Can't disagree with this. But that's not in Microsoft or Sony's direct control, they make the platform. Imagine a high quality version of Worms on these platforms now. I reckon it would sell like hot cakes.
I stopped at PS 2.
Aside of Sony's Eye toy thingy they released for the PS 2, I'd say their actions prove that they are to blame. Take Nintendo for example, when they come out with a platform and, it's going to be unique because they have been developing a game that can be realized without said hardware. For instance, the Gameboy Advanced lacked a second screen, so they added one. Or the N64 had to sell with limited RAM, so they left room for an expansion so later down the road, gamers could cough out a little extra cash to experience games that took advantage of that memory. Sega did the same thing with the Saturn. They had foresight, something in mind that they had planned long before the hardware existed.

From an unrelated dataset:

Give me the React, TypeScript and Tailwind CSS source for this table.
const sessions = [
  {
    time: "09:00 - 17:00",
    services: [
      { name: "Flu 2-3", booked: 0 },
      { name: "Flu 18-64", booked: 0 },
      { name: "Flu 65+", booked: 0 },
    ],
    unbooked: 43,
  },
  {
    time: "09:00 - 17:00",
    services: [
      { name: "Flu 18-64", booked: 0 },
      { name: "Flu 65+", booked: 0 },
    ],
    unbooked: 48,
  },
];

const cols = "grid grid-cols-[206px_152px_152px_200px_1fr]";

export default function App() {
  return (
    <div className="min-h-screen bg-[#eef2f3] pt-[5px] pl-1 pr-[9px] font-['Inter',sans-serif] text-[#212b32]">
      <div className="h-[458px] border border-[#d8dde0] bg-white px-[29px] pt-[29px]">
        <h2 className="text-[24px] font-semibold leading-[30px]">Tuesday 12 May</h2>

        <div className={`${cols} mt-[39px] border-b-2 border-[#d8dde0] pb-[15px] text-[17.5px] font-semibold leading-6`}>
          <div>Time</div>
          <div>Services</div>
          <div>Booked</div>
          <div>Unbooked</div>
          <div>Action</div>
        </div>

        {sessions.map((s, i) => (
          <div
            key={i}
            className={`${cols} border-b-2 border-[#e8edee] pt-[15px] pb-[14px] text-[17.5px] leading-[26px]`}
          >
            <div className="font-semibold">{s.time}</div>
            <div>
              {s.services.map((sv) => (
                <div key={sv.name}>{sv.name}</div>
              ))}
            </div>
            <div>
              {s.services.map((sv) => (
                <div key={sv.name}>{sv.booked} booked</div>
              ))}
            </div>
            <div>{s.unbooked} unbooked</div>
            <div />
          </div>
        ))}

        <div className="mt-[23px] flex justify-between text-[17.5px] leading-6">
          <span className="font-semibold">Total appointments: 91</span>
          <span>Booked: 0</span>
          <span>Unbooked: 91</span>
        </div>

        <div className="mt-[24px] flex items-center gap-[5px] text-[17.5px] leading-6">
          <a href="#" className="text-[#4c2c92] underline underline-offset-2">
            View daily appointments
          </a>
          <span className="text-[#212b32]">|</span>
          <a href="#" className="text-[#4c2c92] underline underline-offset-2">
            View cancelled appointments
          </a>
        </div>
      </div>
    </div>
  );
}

Microsoft and Sony on the other hand are just trying to lure in your run of the mill PC developers who focus on more realistic graphics, and those other things I mentioned above. Essentually they are trying to cate to a demographic, a set audience. A core group of gamers who are expecting a particular kind of paint job, and a certain kind of style. Yes they want things to be newer, bigger, better, beyond the graphics, but what ever that "newer, bigger, better" is, it has to play it safe and build upon the genre of gaming that they all flock to.
It's sort of like sports. There are SOOOOO many variations of sports out there, but if you were to hang out with people who love sports, you'd be convinced that there are really only about two or three. Football, Basketball, and Baseball.... well and maybe fighting. All other forms of sports generally get pushed to the way side, except during the Olympics.
For the video game world, this is unnatural, the modern fan base for video games is unnatural, that is to say the home console market more so than the newere markets with cell phones and the like. Back in the day when video games were still highly experimental, there was nothing but inovation. Mind you, there was a ton of copy cat coding of course, but what I'm saying is that there was no safe formula.
Video games, though large, were still primarily underground, that is to say, in the hands of the developers, and passionate small company heads who hired them. There were no college grad, or old and clueless CEO's who were detached in heart, mind, and spirit from the product they were trying to sell, not to mention the audience. They were not around dictating to those with the real passion as to what they should develop. Granted, it didn't take long for such types to emerge, but in the early days, they were not EVERYWHERE!
Just like how movies, musick, books, religion, and generally all things great and pure have gone. Joy!!!
So anyhow, no jerk off CEO, no clueless old men or women, no cluless and ambition young college grads, just the love of what was being done, and an exploration, because as I said, no standard formula for "platformer" "sports title" "rpg" "action" "shooter", and so on, had been established yet. Games came out generally how ever the programmer(s) imagined it. They could not just refer to DOOM, Dragon's Layer, Super Mario, Half-Life, Knight of the Old Republic, and so on, and say,"aghh, here's what we'll do, we'll make something kind of like Half-Life, but instead you are doing this this and this.
So we had a few copy cats, but a TON of un-orthodoxed video games pretty much all the way up to the Dreamcast era, but then it seemed like the market begin to really come under the grips of "commercial and business sense". Somehow a generation of gamers were born that only liked the same thing over and over again, and it is to this crowd that CEO's pander to. Or the pander to the concept that chidlren, who's minds are like a sponge and can absorb almost anything at a very fast rate, are infact slow, dumb, and clumsy, and therefore need shallow "kids" games, that are not too challenging, not to complex, don't inspire imagination, but they certainly do manage to market what ever they are marketting well... Sponge Bob? The Disney Princess archtype? Other forms of "animation" that are but a slap in the face to animation and story telling greats suhc as Ralph Bakshi, Don Bluth (Dragon's Layer), Chuck Jones, and the like.
I'm generalizing now, tried of typing, but you get the picture.
I dont' think Microsoft needed such and such specs to develop Halo 15, or to make the characters in their games more and more shallow and cliche. It is clear that they had not vision or plan when the Kinect came out, as it released with absolutely nothing that was enjoyable to play with it. In fact I NEVER see any of my XBOX buddies using theirs. Same goes for the Sony Wiimote, I know some good 3rd party games support them, but really, how blatantly can you rip off Nintendo, then turn around and dog on them for this business sense...
...oh wait they recently turned around again and thanked them for being there to rip off. True story.
Anyhow, the game market is crap, long live Nintendo, but shame on them for only putting safety nets at their factories. Ruthless!!!